ERRORI DA EVITARE QUANDO LAVORI A MACCHINA IL CASHMERE RICICLATO

MISTAKES TO AVOID WHEN MACHINE KNITTING RECYCLED CASHMERE

I'll tell you something straight: recycled cashmere doesn't forgive improvisation.

It's an extraordinary material, but it has a different memory, a different strength, a different behavior. And whoever treats it like virgin cashmere — or worse, like any other yarn — ends up with breakages, defects, unstable garments. Not because the yarn is "poor quality," but because it was processed incorrectly.

This article is not theoretical. It's what really happens, machine in hand.

MISTAKE 1: Pulling the yarn too much

Recycled cashmere is made from shorter fibers than virgin cashmere. This means one thing: less tensile strength.

If you set the machine with standard tension, as you would with a worsted yarn or new cashmere, the result is inevitable: the yarn breaks.

Not immediately, perhaps. But it breaks.

And often it breaks at the worst points: during processing, or afterwards, when the garment is already finished.

👉 Real solution: reduce the tension. Always.
Then do a test. And then reduce it slightly more.

MISTAKE 2: Machine speed too high

This is a production error, made by those in a hurry.

The faster you go, the more stress you put on the yarn. And recycled cashmere doesn't like stress.

The short fibers cannot "hold" when the machine works too fast: the yarn weakens, heats up, and loses cohesion.

👉 Real solution: slow down the machine.
It's better to lose a few extra minutes than to throw away an entire garment.

MISTAKE 3: Not considering knots

Knots exist in recycled cashmere. Period.

It's not a defect. It's a technical consequence of the regeneration process.

Anyone who thinks they can eliminate them completely hasn't understood the material.

The problem is not the knot.
The problem is ignoring it.

If the knot passes unchecked:

  • it can break needles
  • it can create visual defects
  • it can weaken the stitch

👉 Real solution: use a knot catcher (if working industrially).
Or stop manually and manage the passage.

The knot must be guided, not rushed.

MISTAKE 4: Not making samples before production

This is the most costly mistake.

"I've already worked with this count, I know how it behaves."

No. You don't know.

Because with recycled cashmere:

  • each lot can react differently
  • each color can behave differently
  • each twist changes the final result

👉 Real solution: always make a sample.
Wash it.
Mill it.
Dry it.

Only then decide how to produce.

MISTAKE 5: Ignoring washing and milling

The recycled cashmere garment is not finished when it comes off the machine.

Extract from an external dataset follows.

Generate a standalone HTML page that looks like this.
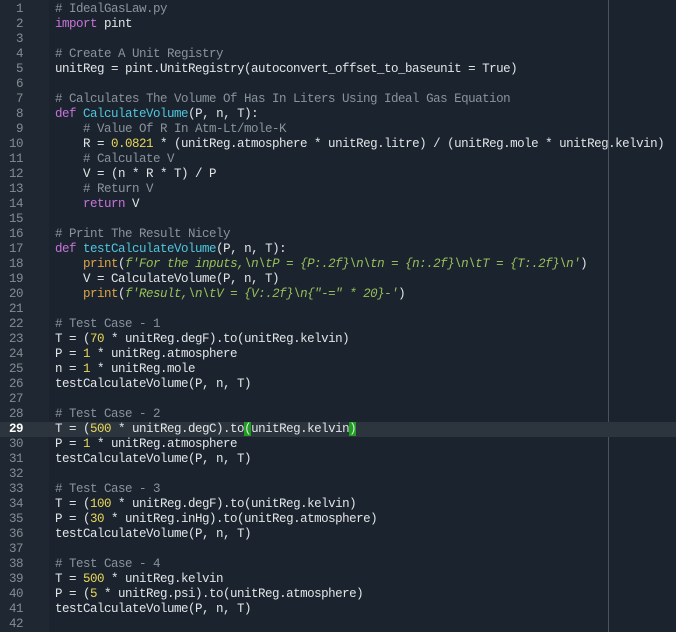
<!DOCTYPE html>
<html><head><style>
body{margin:0;width:676px;height:632px;background:#1b242e;overflow:hidden;font-family:"Liberation Mono","DejaVu Sans Mono",monospace;font-size:12.5px;letter-spacing:-0.5px;}
#g{position:absolute;left:0;top:0;width:49px;height:632px;background:#1f2832;}
#vl{position:absolute;left:608px;top:0;width:1px;height:632px;background:#4a535c;}
.l{position:absolute;left:0;width:676px;height:15px;line-height:15px;white-space:pre;color:#e2e4e6;}
.n{position:absolute;left:0;width:23px;text-align:right;color:#848b93;}
.c{position:absolute;left:55px;}
.hl{background:#2c343d;}
.hl .n{color:#ffffff;font-weight:bold;}
.cm{color:#8a939c}.k{color:#c773d9}.f{color:#4fc6de}.d{color:#e8d75a}.p{color:#e0a447}.s{color:#98bf5a;font-style:italic}
.br{background:#1e9e1e;}
</style></head><body>
<div id="g"></div><div id="vl"></div>
<div class="l" style="top:2px"><span class="n">1</span><span class="c"><span class="cm"># IdealGasLaw.py</span></span></div>
<div class="l" style="top:17px"><span class="n">2</span><span class="c"><span class="k">import</span> pint</span></div>
<div class="l" style="top:32px"><span class="n">3</span></div>
<div class="l" style="top:47px"><span class="n">4</span><span class="c"><span class="cm"># Create A Unit Registry</span></span></div>
<div class="l" style="top:62px"><span class="n">5</span><span class="c">unitReg = pint.UnitRegistry(autoconvert_offset_to_baseunit = True)</span></div>
<div class="l" style="top:77px"><span class="n">6</span></div>
<div class="l" style="top:92px"><span class="n">7</span><span class="c"><span class="cm"># Calculates The Volume Of Has In Liters Using Ideal Gas Equation</span></span></div>
<div class="l" style="top:107px"><span class="n">8</span><span class="c"><span class="k">def</span> <span class="f">CalculateVolume</span>(P, n, T):</span></div>
<div class="l" style="top:122px"><span class="n">9</span><span class="c">    <span class="cm"># Value Of R In Atm-Lt/mole-K</span></span></div>
<div class="l" style="top:137px"><span class="n">10</span><span class="c">    R = <span class="d">0.0821</span> * (unitReg.atmosphere * unitReg.litre) / (unitReg.mole * unitReg.kelvin)</span></div>
<div class="l" style="top:152px"><span class="n">11</span><span class="c">    <span class="cm"># Calculate V</span></span></div>
<div class="l" style="top:167px"><span class="n">12</span><span class="c">    V = (n * R * T) / P</span></div>
<div class="l" style="top:182px"><span class="n">13</span><span class="c">    <span class="cm"># Return V</span></span></div>
<div class="l" style="top:197px"><span class="n">14</span><span class="c">    <span class="k">return</span> V</span></div>
<div class="l" style="top:212px"><span class="n">15</span></div>
<div class="l" style="top:227px"><span class="n">16</span><span class="c"><span class="cm"># Print The Result Nicely</span></span></div>
<div class="l" style="top:242px"><span class="n">17</span><span class="c"><span class="k">def</span> <span class="f">testCalculateVolume</span>(P, n, T):</span></div>
<div class="l" style="top:257px"><span class="n">18</span><span class="c">    <span class="p">print</span>(<span class="s">f'For the inputs,\n\tP = {P:.2f}\n\tn = {n:.2f}\n\tT = {T:.2f}\n'</span>)</span></div>
<div class="l" style="top:272px"><span class="n">19</span><span class="c">    V = CalculateVolume(P, n, T)</span></div>
<div class="l" style="top:287px"><span class="n">20</span><span class="c">    <span class="p">print</span>(<span class="s">f'Result,\n\tV = {V:.2f}\n{"-=" * 20}-'</span>)</span></div>
<div class="l" style="top:302px"><span class="n">21</span></div>
<div class="l" style="top:317px"><span class="n">22</span><span class="c"><span class="cm"># Test Case - 1</span></span></div>
<div class="l" style="top:332px"><span class="n">23</span><span class="c">T = (<span class="d">70</span> * unitReg.degF).to(unitReg.kelvin)</span></div>
<div class="l" style="top:347px"><span class="n">24</span><span class="c">P = <span class="d">1</span> * unitReg.atmosphere</span></div>
<div class="l" style="top:362px"><span class="n">25</span><span class="c">n = <span class="d">1</span> * unitReg.mole</span></div>
<div class="l" style="top:377px"><span class="n">26</span><span class="c">testCalculateVolume(P, n, T)</span></div>
<div class="l" style="top:392px"><span class="n">27</span></div>
<div class="l" style="top:407px"><span class="n">28</span><span class="c"><span class="cm"># Test Case - 2</span></span></div>
<div class="l hl" style="top:422px"><span class="n">29</span><span class="c">T = (<span class="d">500</span> * unitReg.degC).to<span class="br">(</span>unitReg.kelvin<span class="br">)</span></span></div>
<div class="l" style="top:437px"><span class="n">30</span><span class="c">P = <span class="d">1</span> * unitReg.atmosphere</span></div>
<div class="l" style="top:452px"><span class="n">31</span><span class="c">testCalculateVolume(P, n, T)</span></div>
<div class="l" style="top:467px"><span class="n">32</span></div>
<div class="l" style="top:482px"><span class="n">33</span><span class="c"><span class="cm"># Test Case - 3</span></span></div>
<div class="l" style="top:497px"><span class="n">34</span><span class="c">T = (<span class="d">100</span> * unitReg.degF).to(unitReg.kelvin)</span></div>
<div class="l" style="top:512px"><span class="n">35</span><span class="c">P = (<span class="d">30</span> * unitReg.inHg).to(unitReg.atmosphere)</span></div>
<div class="l" style="top:527px"><span class="n">36</span><span class="c">testCalculateVolume(P, n, T)</span></div>
<div class="l" style="top:542px"><span class="n">37</span></div>
<div class="l" style="top:557px"><span class="n">38</span><span class="c"><span class="cm"># Test Case - 4</span></span></div>
<div class="l" style="top:572px"><span class="n">39</span><span class="c">T = <span class="d">500</span> * unitReg.kelvin</span></div>
<div class="l" style="top:587px"><span class="n">40</span><span class="c">P = (<span class="d">5</span> * unitReg.psi).to(unitReg.atmosphere)</span></div>
<div class="l" style="top:602px"><span class="n">41</span><span class="c">testCalculateVolume(P, n, T)</span></div>
<div class="l" style="top:617px"><span class="n">42</span></div>
</body></html>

That's where it truly begins.

Many errors arise because the "raw" garment is judged without considering what will happen next.

Recycled cashmere changes:

  • it compacts
  • it opens up
  • it transforms

👉 Real solution: design the garment already thinking about the wash.

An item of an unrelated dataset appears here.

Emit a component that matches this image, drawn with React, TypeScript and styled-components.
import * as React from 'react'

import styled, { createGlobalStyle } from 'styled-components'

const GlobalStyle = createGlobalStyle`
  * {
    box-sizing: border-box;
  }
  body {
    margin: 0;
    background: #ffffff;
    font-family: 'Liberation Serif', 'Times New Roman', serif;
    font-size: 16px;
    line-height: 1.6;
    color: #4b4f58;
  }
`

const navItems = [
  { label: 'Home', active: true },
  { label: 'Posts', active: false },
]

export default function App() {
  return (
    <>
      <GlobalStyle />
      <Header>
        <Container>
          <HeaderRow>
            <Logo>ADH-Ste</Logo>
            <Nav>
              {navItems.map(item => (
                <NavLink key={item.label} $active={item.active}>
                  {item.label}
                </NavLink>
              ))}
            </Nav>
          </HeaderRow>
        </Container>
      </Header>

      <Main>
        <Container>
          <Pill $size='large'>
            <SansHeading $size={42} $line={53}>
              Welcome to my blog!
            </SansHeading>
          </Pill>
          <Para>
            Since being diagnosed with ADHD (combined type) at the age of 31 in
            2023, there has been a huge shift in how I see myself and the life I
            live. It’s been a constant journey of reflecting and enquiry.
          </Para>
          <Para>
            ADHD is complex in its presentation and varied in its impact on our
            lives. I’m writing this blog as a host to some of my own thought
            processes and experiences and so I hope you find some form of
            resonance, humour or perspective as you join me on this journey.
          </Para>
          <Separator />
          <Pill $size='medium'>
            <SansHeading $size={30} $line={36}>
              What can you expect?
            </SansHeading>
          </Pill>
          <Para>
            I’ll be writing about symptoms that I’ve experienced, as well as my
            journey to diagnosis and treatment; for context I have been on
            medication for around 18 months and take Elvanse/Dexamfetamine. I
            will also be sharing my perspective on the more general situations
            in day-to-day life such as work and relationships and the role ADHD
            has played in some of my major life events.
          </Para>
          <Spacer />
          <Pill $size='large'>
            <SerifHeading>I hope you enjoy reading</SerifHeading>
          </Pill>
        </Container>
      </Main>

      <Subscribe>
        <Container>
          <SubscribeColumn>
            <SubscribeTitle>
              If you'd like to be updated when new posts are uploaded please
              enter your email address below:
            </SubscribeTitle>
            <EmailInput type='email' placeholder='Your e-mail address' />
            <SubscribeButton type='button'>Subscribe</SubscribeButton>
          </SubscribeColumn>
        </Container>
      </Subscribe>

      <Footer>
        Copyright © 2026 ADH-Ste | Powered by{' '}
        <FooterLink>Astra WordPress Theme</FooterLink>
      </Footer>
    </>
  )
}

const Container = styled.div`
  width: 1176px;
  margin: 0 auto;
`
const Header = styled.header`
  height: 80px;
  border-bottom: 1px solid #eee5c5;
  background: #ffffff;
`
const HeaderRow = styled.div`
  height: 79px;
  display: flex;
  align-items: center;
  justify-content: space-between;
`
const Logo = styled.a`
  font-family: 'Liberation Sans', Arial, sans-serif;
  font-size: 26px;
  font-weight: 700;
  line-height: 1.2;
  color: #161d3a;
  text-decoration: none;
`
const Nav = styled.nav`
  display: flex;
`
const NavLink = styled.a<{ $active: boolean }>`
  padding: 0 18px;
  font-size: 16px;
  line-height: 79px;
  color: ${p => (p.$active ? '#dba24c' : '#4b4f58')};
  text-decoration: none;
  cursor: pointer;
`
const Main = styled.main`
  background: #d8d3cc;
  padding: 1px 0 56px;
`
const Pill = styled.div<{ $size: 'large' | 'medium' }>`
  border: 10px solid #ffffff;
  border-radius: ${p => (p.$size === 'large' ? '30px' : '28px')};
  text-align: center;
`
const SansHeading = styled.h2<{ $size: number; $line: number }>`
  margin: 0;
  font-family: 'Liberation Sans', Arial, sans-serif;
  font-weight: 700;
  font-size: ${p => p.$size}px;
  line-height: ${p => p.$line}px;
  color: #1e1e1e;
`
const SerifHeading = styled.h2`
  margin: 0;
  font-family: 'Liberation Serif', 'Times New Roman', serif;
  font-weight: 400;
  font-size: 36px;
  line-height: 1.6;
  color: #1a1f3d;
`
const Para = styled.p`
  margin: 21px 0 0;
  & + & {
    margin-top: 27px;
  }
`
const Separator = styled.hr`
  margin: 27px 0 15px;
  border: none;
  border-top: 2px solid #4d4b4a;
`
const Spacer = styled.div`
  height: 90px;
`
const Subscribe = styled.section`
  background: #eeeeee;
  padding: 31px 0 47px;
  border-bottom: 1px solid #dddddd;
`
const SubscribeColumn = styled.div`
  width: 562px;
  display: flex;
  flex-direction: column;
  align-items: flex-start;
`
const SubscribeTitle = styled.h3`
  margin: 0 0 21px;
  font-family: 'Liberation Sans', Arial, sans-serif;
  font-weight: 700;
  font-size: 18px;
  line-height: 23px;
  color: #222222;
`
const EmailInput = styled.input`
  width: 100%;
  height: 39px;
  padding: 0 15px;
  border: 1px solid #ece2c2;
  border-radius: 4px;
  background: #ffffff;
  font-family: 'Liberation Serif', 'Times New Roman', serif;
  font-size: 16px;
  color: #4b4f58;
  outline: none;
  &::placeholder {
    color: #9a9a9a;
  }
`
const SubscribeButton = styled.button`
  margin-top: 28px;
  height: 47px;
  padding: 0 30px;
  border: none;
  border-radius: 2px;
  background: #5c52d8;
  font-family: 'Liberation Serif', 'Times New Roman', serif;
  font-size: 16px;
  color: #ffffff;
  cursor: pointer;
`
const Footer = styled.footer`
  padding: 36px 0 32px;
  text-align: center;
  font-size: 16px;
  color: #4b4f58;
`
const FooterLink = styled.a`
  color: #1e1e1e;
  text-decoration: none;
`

If you don't know where you want to go, you'll never get there.

MISTAKE 6: Using the same settings as other yarns

This is the most insidious mistake.

"I've always worked this way."

Perfect. But you're not working with the same material.

Recycled cashmere requires:

  • less tension
  • more attention
  • more sensitivity

It's not about the machine.
It's about the touch.

👉 Real solution: adapt everything: tension, speed, stitch, gauge.

Start from scratch every time you change yarn.

MISTAKE 7: Thinking it's an "inferior" yarn

This is the most serious mistake.

Those who work recycled cashmere poorly often blame the yarn.

But the truth is simple: recycled cashmere is not inferior, it's different.

And like all different things, it needs to be understood.

When you understand it, something interesting happens:

  • you get soft garments
  • natural
  • with a lively hand
  • and with a story behind them

And above all, truly sustainable.

Working recycled cashmere on a machine isn't more difficult.

It's more technical.

It requires respect for the material, attention to detail, and the ability to slow down when needed.

Those who treat it like any other yarn fail.
Those who listen to it, on the other hand, achieve something others can't.

And today, that's a huge difference.